Mr Plewman said to me that, because they are only interested at the moment in the asset in Georgia and there have been proceedings in Georgia, that it is unnecessary and inappropriate to have this clause.

39.

While I can see that that is correct so far as Georgia is concerned, I think that the undertaking should remain as regards any other jurisdiction that has not yet been identified as potentially holding assets of RAKIA.

40.

So I think that undertaking should be amended to exclude Georgia. The undertaking should be in there, but proceedings or enforcement in Georgia should be excluded from requiring any further permission of this court.

41.

I should also say that the order includes the usual disclosure of assets provisions, and I am satisfied, even though this is post-judgment, that given what has happened and the reasons for the freezing order that it is important that any other assets that RAKIA has are identified as soon as possible so that enforcement steps and this order itself can be properly policed.
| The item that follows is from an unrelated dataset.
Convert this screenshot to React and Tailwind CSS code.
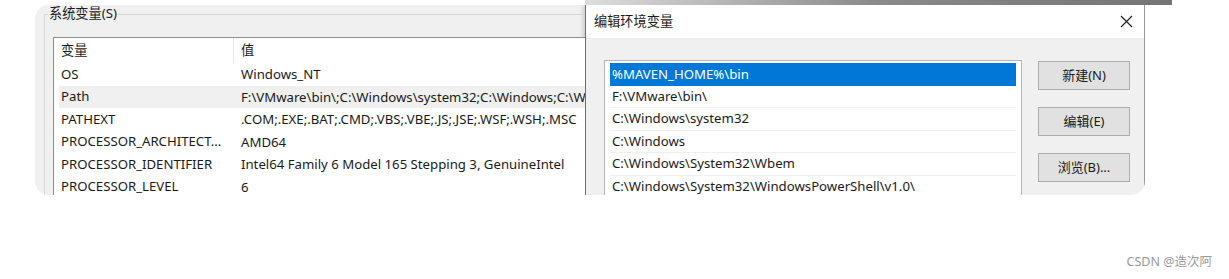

So I will require RAKIA to disclose its assets in accordance with paragraphs 8 and 9, that is within 72 hours of service of the order must make such disclosure and that that needs to be put in the form of an affidavit within five working days.

42.

I should add finally that, as is entirely proper on an application of this sort, there has been full and frank disclosure set out in both Ms Pearson's witness statement and in Mr Plewman's skeleton argument. They largely refer to some of the matters that I have already addressed, in particular whether RAKIA would have any sort of argument in relation to delay, and I have said what I need to say in relation to that, but I do not think delay is at all an issue here. But to put it properly on the record I have taken into account all those matters that have been disclosed by way of full and frank disclosure.

43.

So I will make the order in those terms.